CMS responded on March 2, 2020, arguing the DJA provides a mechanism to have its rights determined in federal court, given the FTC has repeatedly threatened federal litigation against CMS. CMS also argues the APA is inapplicable and does not restrict the court’s jurisdiction since federal jurisdiction exists under the DJA. Last, CMS claims the case is ripe under the Tenth Circuit’s test in Abbott Laboratories v. Gardner, 387 U.S. 136 (1967). Specifically, CMS argues that (i) delaying judicial review would cause CMS immense hardship because the FTC is demanding that CMS either agree to the FTC’s proposed consent order or face an enforcement action; (ii) judicial intervention will not inappropriately interfere with further administrative action because the requested relief (preventing the FTC from continuing its actions aimed at CMS’s ISO services) will not prevent the FTC from investigating the merchants suspected of defrauding consumers, and (iii) further factual development is unnecessary because CMS’s complaint raises purely legal issues regarding the scope of the FTC’s authority and the FTC has already threatened litigation against CMS (indicating the FTC believes it has sufficient facts from its investigation to date to establish CMS’s liability).
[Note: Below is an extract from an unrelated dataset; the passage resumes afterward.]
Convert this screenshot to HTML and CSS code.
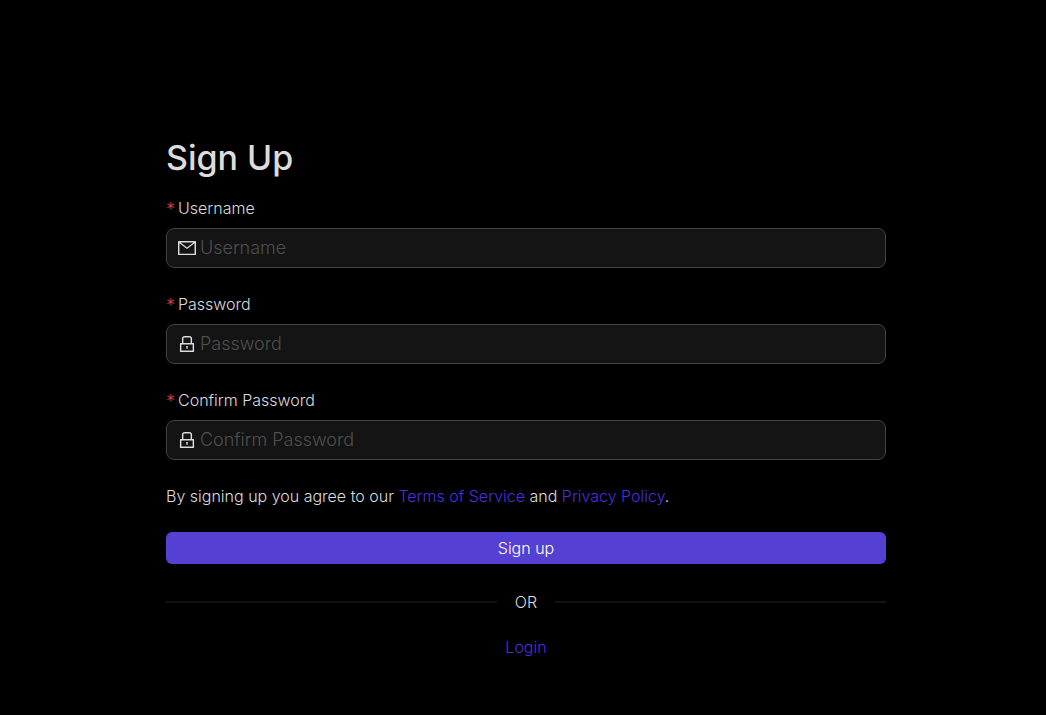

This case presents an issue of immense importance to ISOs and the payments industry. While ISOs and acquiring banks have every incentive to prevent dishonest conduct by their merchants, some such activity will undoubtedly go undetected despite reasonable efforts to weed it out. Whether and to what extent an ISO should be held responsible for such merchant conduct (whether for allegedly abetting it, failing to prevent it, or otherwise) will have far-reaching and potentially costly implications for the numerous ISOs operating throughout the nation.